- _Exercise instructions_:
Tally the lines containing "this" and report the number alone.

[Excerpt from a dataset]

★ ★ ★ ★

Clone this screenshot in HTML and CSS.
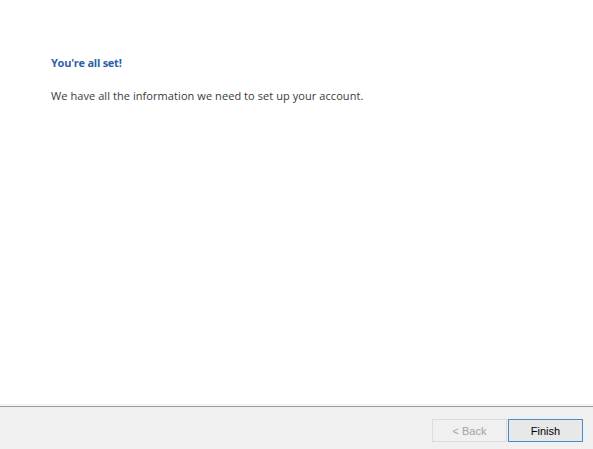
FILE: index.html
```html
<!DOCTYPE html>
<html>
<head>
<meta charset="utf-8">
<link rel="stylesheet" href="styles.css">
</head>
<body>
<div class="wizard">
  <main class="content">
    <h1 class="title">You're all set!</h1>
    <p class="message">We have all the information we need to set up your account.</p>
  </main>
  <footer class="footer">
    <button class="btn btn-disabled" disabled>&lt; Back</button>
    <button class="btn btn-default">Finish</button>
  </footer>
</div>
</body>
</html>
```

FILE: styles.css
```css
html, body {
  margin: 0;
  padding: 0;
  width: 593px;
  height: 449px;
  background: #ffffff;
  overflow: hidden;
}
.wizard {
  display: flex;
  flex-direction: column;
  height: 449px;
}
.content {
  flex: 1;
  padding: 55px 0 0 51px;
  font-family: "Open Sans", "Liberation Sans", sans-serif;
}
.title {
  margin: 0;
  font-size: 11px;
  font-weight: 700;
  color: #2f5fa9;
  line-height: 15px;
  letter-spacing: -0.25px;
}
.message {
  margin: 18px 0 0 0;
  font-size: 11px;
  color: #3a3a3a;
  line-height: 15px;
  letter-spacing: 0.07px;
}
.footer {
  height: 30px;
  border-top: 1px solid #a0a0a0;
  box-shadow: 0 -2px 0 #f4f4f4;
  background: #f0f0f0;
  display: flex;
  align-items: flex-start;
  justify-content: flex-end;
  padding: 12px 10px 0 0;
  gap: 1px;
  box-sizing: content-box;
  flex: none;
}
.btn {
  width: 75px;
  height: 23px;
  margin: 0;
  padding: 0;
  font-family: "Liberation Sans", Arial, sans-serif;
  font-size: 11px;
  box-sizing: border-box;
}
.btn-disabled {
  background: #f0f0f0;
  border: 1px solid #dcdcdc;
  color: #a3a3a3;
}
.btn-default {
  background: #e8e8e8;
  border: 1px solid #4a8bc9;
  color: #000000;
}
```
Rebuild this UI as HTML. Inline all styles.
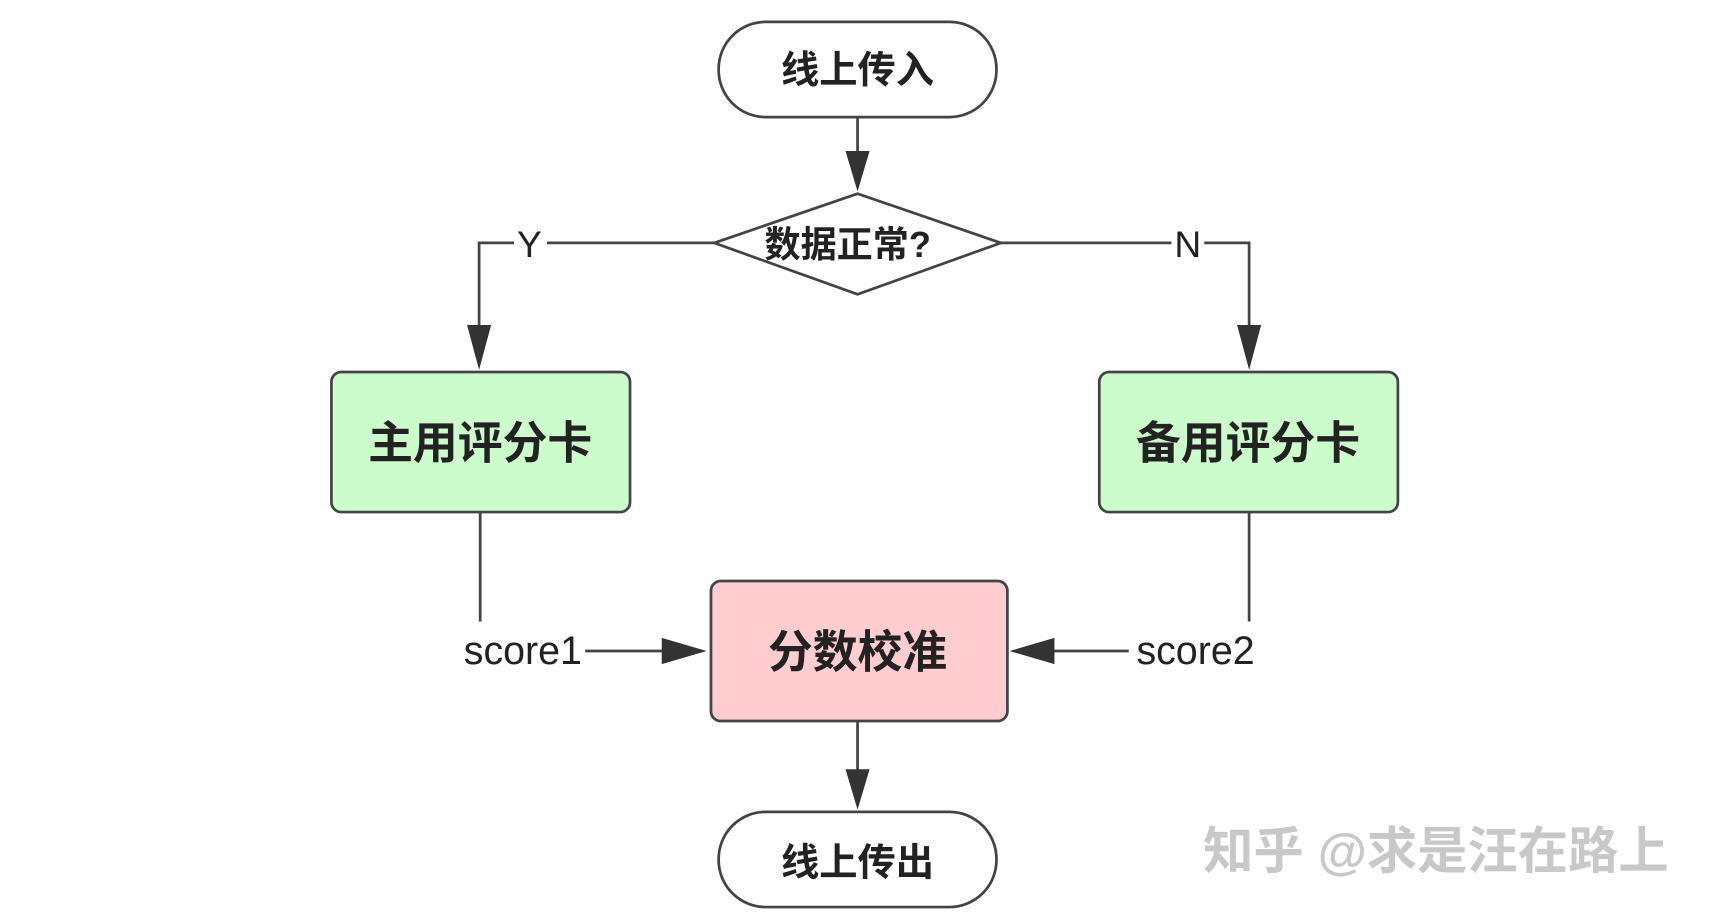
<!DOCTYPE html>
<html><head><meta charset="utf-8"><style>html,body{margin:0;padding:0;background:#fff;overflow:hidden}</style></head><body>
<svg width="1714" height="918" viewBox="0 0 1567 839" preserveAspectRatio="none" xmlns="http://www.w3.org/2000/svg" style="display:block">
<g font-family="'Liberation Sans','Noto Sans CJK SC',sans-serif" fill="#222">
<g stroke="#444" stroke-width="2.5" fill="none">
<rect x="657" y="20" width="254" height="87" rx="43" fill="#fff"/>
<line x1="784" y1="107" x2="784" y2="145"/>
<polygon points="653,222 784,177 915,222 784,269" fill="#fff"/>
<polyline points="653,222 438,222 438,300"/>
<polyline points="915,222 1142,222 1142,300"/>
<rect x="303" y="340" width="273" height="128" rx="9" fill="#ccfccb"/>
<rect x="1005" y="340" width="273" height="128" rx="9" fill="#ccfccb"/>
<line x1="439" y1="468" x2="439" y2="568"/>
<line x1="1142" y1="468" x2="1142" y2="568"/>
<line x1="535" y1="595" x2="610" y2="595"/>
<line x1="960" y1="595" x2="1032" y2="595"/>
<rect x="650" y="531" width="271" height="128" rx="9" fill="#ffcdd0"/>
<line x1="784" y1="659" x2="784" y2="705"/>
<rect x="657" y="742" width="254" height="87" rx="43" fill="#fff"/>
</g>
<g fill="#333">
<polygon points="773,138 795,138 784,175"/>
<polygon points="427,297 449,297 438,338"/>
<polygon points="1131,297 1153,297 1142,338"/>
<polygon points="605,583 605,607 646,595"/>
<polygon points="964,583 964,607 923,595"/>
<polygon points="773,703 795,703 784,740"/>
</g>
<rect x="470" y="205" width="30" height="34" fill="#fff"/>
<rect x="1071" y="205" width="30" height="34" fill="#fff"/>
<text x="484" y="235" font-size="34" text-anchor="middle">Y</text>
<text x="1086" y="235" font-size="34" text-anchor="middle">N</text>
<g font-weight="bold" text-anchor="middle">
<text x="784" y="76" font-size="35">线上传入</text>
<text x="775" y="235" font-size="33">数据正常?</text>
<text x="439" y="419" font-size="41">主用评分卡</text>
<text x="1141" y="419" font-size="41">备用评分卡</text>
<text x="784" y="610" font-size="41">分数校准</text>
<text x="784" y="800" font-size="35">线上传出</text>
</g>
<text x="478" y="607" font-size="36" text-anchor="middle">score1</text>
<text x="1093" y="607" font-size="36" text-anchor="middle">score2</text>
<text x="1100" y="794" font-size="46" fill="#c8c8c8" font-weight="bold">知乎 @求是汪在路上</text>
</g>
</svg>
</body></html>
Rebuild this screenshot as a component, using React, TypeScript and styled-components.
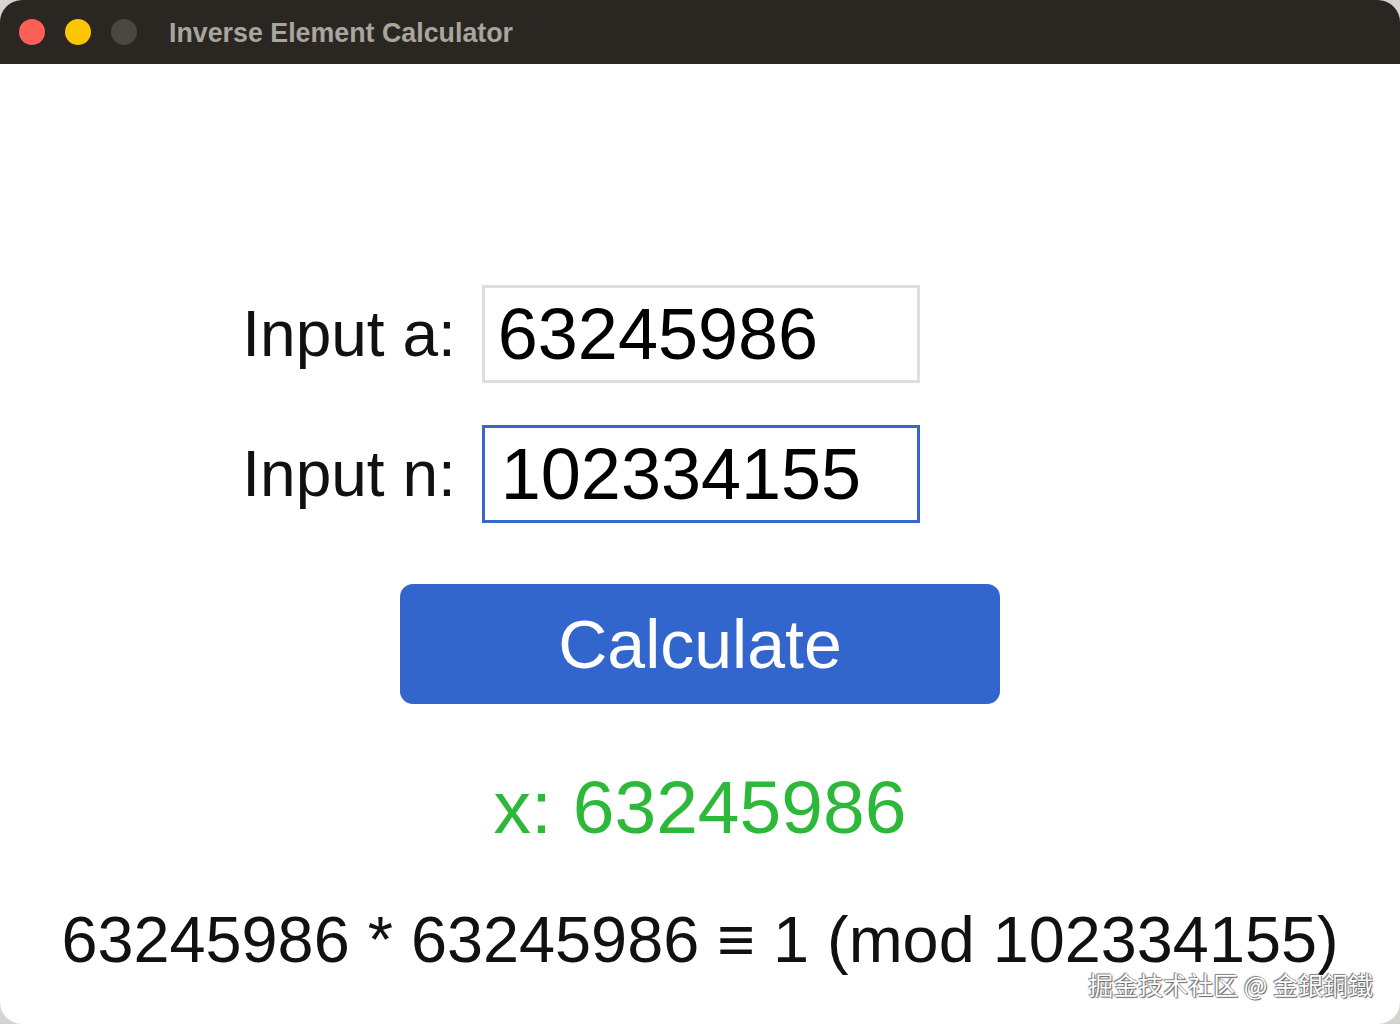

★ ★ ★ ★

- _Expected output_:
3